Although not entirely uncritical about the likes of YouTube and Web 2.0, the book makes a powerful case for the ways in which the low to zero cost of entry makes it possible for the visions of the Arts and Crafts movement (for example) to come to fruition. Whereas the fine books printed by William Morris ended up costing a fortune, just about anybody now has access to the tools that allow you to produce high quality products. Furthermore, the act of participation (whether online or with your neighbours) acts as a social glue and leads to increased happiness.

There are questions about exploitation, however: the ways in which YouTube and Flickr, both owned by huge new media organisations, can make money from unpaid labour, for example. There have been ongoing questions about what Google and Facebook in particular do with all our personal data.

More questions should arise as you read, which is what makes this such an interesting book. One of the first questions that comes up is what is creativity? The book also ponders the difference between art and craft (I’ve often wondered about that myself). The what is creativity? question is one of the things that put me in mind of Robert Pirsig‘s Zen and the Art of Motorcycle Maintenance.
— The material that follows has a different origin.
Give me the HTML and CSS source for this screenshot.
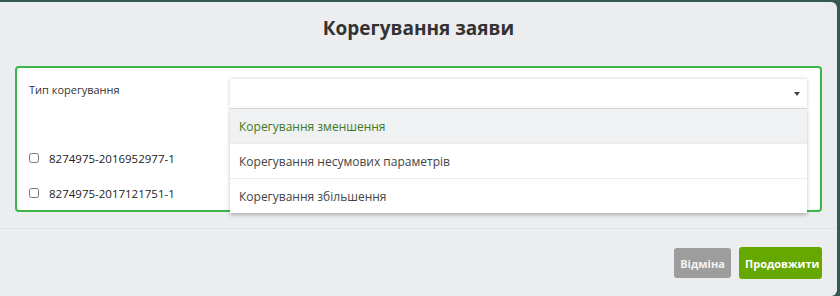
FILE: index.html
```html
<!DOCTYPE html>
<html lang="uk">
<head>
    <meta charset="UTF-8" />
    <title>Корегування заяви</title>
    <link rel="stylesheet" href="styles.css">
</head>
<body>
    <div class="modal">
        <div class="modal-header">
            <h2 class="modal-title">Корегування заяви</h2>
        </div>

        <div class="modal-body">
            <div class="panel">
                <div class="field-row">
                    <label class="field-label">Тип корегування</label>
                    <div class="select-wrap">
                        <div class="select-box">
                            <span class="caret"></span>
                        </div>
                        <ul class="select-menu">
                            <li class="active">Корегування зменшення</li>
                            <li>Корегування несумових параметрів</li>
                            <li>Корегування збільшення</li>
                        </ul>
                    </div>
                </div>

                <div class="check-list">
                    <label class="check-row">
                        <input type="checkbox" class="check-box" />
                        <span>8274975-2016952977-1</span>
                    </label>
                    <label class="check-row">
                        <input type="checkbox" class="check-box" />
                        <span>8274975-2017121751-1</span>
                    </label>
                </div>
            </div>
        </div>

        <div class="modal-footer">
            <button class="btn btn-cancel">Відміна</button>
            <button class="btn btn-primary">Продовжити</button>
        </div>
    </div>
</body>
</html>
```

FILE: styles.css
```css
body {
    margin: 0;
    padding: 0;
    background-color: #365a4f;
    font-family: "Open Sans", "Noto Sans", sans-serif;
    color: #333;
}

.modal {
    width: 837px;
    height: 294px;
    margin-top: 2px;
    background-color: #ecedef;
    border-radius: 0 6px 6px 0;
    box-sizing: border-box;
}

.modal-header {
    height: 55px;
    display: flex;
    align-items: center;
    justify-content: center;
    padding: 0 0 4px 0;
    box-sizing: border-box;
}

.modal-title {
    margin: 0;
    font-size: 19px;
    font-weight: bold;
    color: #333;
}

.modal-body {
    padding: 9px 15px 16px 15px;
    border-bottom: 1px solid #e2e3e5;
}

.panel {
    background-color: #fff;
    border: 2px solid #3cb54a;
    border-radius: 4px;
    height: 146px;
    box-sizing: border-box;
    padding: 11px 13px 0 12px;
}

.field-row {
    display: flex;
    align-items: flex-start;
}

.field-label {
    flex: 0 0 201px;
    font-size: 11px;
    color: #333;
    padding-top: 3px;
}

.select-wrap {
    flex: 1;
    position: relative;
}

.select-box {
    height: 29px;
    background-color: #fff;
    box-shadow: 0 0 4px rgba(0, 0, 0, 0.2);
    position: relative;
}

.caret {
    position: absolute;
    right: 7px;
    top: 13px;
    width: 0;
    height: 0;
    border-left: 3px solid transparent;
    border-right: 3px solid transparent;
    border-top: 4px solid #444;
}

.select-menu {
    position: absolute;
    left: 0;
    right: 0;
    top: 29px;
    margin: 0;
    padding: 0;
    list-style: none;
    background-color: #fff;
    border-top: 1px solid #d6d6d6;
    box-shadow: 0 2px 4px rgba(0, 0, 0, 0.25);
    z-index: 2;
}

.select-menu li {
    height: 34px;
    line-height: 36px;
    padding-left: 9px;
    font-size: 12px;
    color: #444;
    border-bottom: 1px solid #ececec;
}

.select-menu li:last-child {
    border-bottom: none;
}

.select-menu li.active {
    background-color: #f0f1f2;
    color: #3d7a1f;
}

.check-list {
    margin-top: 41px;
    display: flex;
    flex-direction: column;
    gap: 17px;
}

.check-row {
    display: flex;
    align-items: center;
    font-size: 11.5px;
    color: #222;
    height: 18px;
}

.check-box {
    width: 10px;
    height: 10px;
    margin: 0 10px 0 0;
}

.modal-footer {
    display: flex;
    justify-content: flex-end;
    align-items: center;
    gap: 8px;
    padding: 18px 15px 0 0;
}

.btn {
    border: none;
    border-radius: 3px;
    font-family: "Open Sans", "Noto Sans", sans-serif;
    font-size: 11px;
    font-weight: bold;
    color: #fff;
    cursor: pointer;
}

.btn-cancel {
    width: 57px;
    height: 30px;
    background-color: #9d9d9d;
    color: #f2f2f2;
}

.btn-primary {
    width: 83px;
    height: 32px;
    background-color: #66a800;
}
```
Pirsig discusses “Quality” and what it means and concludes that quality is an event that occurs between the subject and the object. You could say a similar thing about creativity: it’s an event or process that occurs when the subject (that’s you or me) does something new to or with an object.

I also started to wonder about what happens to all this creativity as technology develops and platforms change. A lot of us deposit our favourite photos on hard drives and other media which have no proven record of longevity. Whereas I can look in old albums at pictures of my parents and grandparents, what will my kids have to look back on in forty or fifty years time?

Making is Connecting is a good – and easy – read. It’s not written in a horrible impenetrable academic style. It’s conversational and even diffident at times, and should be accessible to ‘A’ level students and non-specialist media teachers alike. It’s packed full of inspirational ideas and very thought-provoking.

Definitely one to add to the shelf of useful research books for A2 essays.